Where a line of the material contains the string "this", copy that line.

[Records]
= = =

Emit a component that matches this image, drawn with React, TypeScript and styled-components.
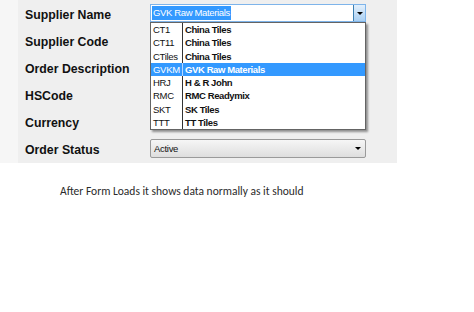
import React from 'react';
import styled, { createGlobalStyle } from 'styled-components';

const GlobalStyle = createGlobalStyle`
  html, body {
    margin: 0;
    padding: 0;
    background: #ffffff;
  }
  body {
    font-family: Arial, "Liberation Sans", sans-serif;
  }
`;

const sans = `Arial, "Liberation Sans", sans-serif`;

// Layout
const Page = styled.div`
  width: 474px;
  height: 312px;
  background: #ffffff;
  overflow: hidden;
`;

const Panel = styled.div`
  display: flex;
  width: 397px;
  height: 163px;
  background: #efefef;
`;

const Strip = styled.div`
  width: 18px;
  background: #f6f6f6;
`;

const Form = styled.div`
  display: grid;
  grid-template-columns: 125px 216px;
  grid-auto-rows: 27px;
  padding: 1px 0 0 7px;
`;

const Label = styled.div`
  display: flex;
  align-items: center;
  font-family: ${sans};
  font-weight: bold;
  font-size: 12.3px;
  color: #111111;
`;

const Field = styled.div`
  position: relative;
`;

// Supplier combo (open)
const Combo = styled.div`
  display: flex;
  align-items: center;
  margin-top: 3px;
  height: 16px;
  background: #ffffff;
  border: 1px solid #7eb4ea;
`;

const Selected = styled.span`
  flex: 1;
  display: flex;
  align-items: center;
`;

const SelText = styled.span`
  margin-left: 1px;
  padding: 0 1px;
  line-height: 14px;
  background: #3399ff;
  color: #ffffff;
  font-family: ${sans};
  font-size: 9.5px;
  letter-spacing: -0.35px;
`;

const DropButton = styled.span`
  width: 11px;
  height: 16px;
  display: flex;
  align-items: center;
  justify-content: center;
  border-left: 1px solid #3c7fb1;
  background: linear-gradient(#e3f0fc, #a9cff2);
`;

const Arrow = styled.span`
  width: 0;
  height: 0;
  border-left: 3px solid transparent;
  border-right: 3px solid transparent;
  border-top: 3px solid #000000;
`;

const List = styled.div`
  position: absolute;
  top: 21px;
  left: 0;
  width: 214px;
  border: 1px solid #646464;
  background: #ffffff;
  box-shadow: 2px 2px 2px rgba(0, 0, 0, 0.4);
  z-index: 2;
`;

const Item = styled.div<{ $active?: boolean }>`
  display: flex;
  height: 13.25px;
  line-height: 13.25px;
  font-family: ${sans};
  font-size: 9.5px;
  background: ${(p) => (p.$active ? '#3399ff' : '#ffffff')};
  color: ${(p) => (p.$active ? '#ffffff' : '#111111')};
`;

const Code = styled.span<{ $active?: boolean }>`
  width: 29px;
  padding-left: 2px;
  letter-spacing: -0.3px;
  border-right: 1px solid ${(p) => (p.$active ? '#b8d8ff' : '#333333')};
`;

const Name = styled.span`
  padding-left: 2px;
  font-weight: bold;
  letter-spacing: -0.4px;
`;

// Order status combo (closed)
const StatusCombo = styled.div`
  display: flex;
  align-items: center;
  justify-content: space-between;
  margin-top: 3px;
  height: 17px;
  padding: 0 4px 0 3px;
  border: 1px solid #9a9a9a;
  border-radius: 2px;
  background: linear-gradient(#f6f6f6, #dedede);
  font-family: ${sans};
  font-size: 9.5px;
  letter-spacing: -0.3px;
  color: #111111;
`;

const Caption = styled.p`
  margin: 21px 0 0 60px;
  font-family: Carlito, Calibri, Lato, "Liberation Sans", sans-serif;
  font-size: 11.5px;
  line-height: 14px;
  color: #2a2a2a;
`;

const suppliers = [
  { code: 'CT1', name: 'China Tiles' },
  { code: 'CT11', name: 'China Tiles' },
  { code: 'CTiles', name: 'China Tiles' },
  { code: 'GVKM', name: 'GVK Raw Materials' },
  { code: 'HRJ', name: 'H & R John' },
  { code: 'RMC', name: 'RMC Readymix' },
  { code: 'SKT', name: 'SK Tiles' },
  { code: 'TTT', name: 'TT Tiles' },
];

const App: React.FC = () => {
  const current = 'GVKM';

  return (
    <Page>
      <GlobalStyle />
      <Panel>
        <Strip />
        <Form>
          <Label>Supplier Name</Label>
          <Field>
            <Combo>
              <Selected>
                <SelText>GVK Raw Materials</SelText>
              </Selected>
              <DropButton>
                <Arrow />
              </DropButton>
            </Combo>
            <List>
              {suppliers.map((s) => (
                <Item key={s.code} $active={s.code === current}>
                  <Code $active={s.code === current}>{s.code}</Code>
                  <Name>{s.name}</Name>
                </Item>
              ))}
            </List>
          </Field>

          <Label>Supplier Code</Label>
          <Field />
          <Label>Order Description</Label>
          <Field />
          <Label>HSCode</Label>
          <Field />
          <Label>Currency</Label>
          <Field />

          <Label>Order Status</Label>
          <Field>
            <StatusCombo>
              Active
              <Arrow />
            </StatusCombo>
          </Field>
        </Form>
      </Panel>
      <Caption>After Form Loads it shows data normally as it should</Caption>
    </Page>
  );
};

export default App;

= = =

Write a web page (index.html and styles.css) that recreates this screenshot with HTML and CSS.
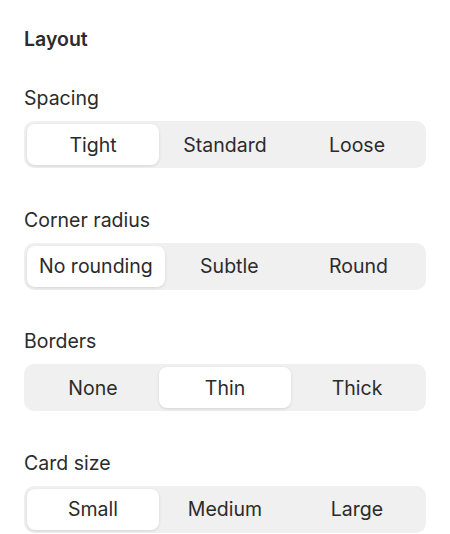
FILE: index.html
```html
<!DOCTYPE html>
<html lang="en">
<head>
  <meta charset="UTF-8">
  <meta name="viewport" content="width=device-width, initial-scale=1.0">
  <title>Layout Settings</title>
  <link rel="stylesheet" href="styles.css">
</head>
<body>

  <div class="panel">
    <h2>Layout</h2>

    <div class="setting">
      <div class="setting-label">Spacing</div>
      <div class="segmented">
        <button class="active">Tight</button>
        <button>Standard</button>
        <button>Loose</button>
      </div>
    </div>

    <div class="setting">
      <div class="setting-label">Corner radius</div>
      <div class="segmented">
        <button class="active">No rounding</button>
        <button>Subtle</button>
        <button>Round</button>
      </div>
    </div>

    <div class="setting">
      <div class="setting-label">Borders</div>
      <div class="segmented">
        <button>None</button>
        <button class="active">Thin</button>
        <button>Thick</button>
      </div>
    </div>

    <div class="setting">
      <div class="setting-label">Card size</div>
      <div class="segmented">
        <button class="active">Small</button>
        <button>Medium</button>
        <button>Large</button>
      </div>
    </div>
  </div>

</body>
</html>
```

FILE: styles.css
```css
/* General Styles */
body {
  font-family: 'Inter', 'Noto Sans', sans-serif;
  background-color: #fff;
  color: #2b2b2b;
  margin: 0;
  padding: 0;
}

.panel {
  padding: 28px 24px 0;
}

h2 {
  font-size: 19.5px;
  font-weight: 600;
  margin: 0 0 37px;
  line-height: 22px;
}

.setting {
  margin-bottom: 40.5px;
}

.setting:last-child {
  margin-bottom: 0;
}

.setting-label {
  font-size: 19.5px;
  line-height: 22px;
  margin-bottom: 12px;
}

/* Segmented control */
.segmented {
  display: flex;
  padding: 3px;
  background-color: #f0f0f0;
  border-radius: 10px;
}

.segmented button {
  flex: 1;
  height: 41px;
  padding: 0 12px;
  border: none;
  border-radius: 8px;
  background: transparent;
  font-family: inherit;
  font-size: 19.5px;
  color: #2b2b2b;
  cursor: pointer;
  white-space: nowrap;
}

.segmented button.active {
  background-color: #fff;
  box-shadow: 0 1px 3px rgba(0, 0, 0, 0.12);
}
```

= = =

- _Answer for the task_
Emit a component that matches this image, drawn with React, TypeScript and styled-components.
Write a web page (index.html and styles.css) that recreates this screenshot with HTML and CSS.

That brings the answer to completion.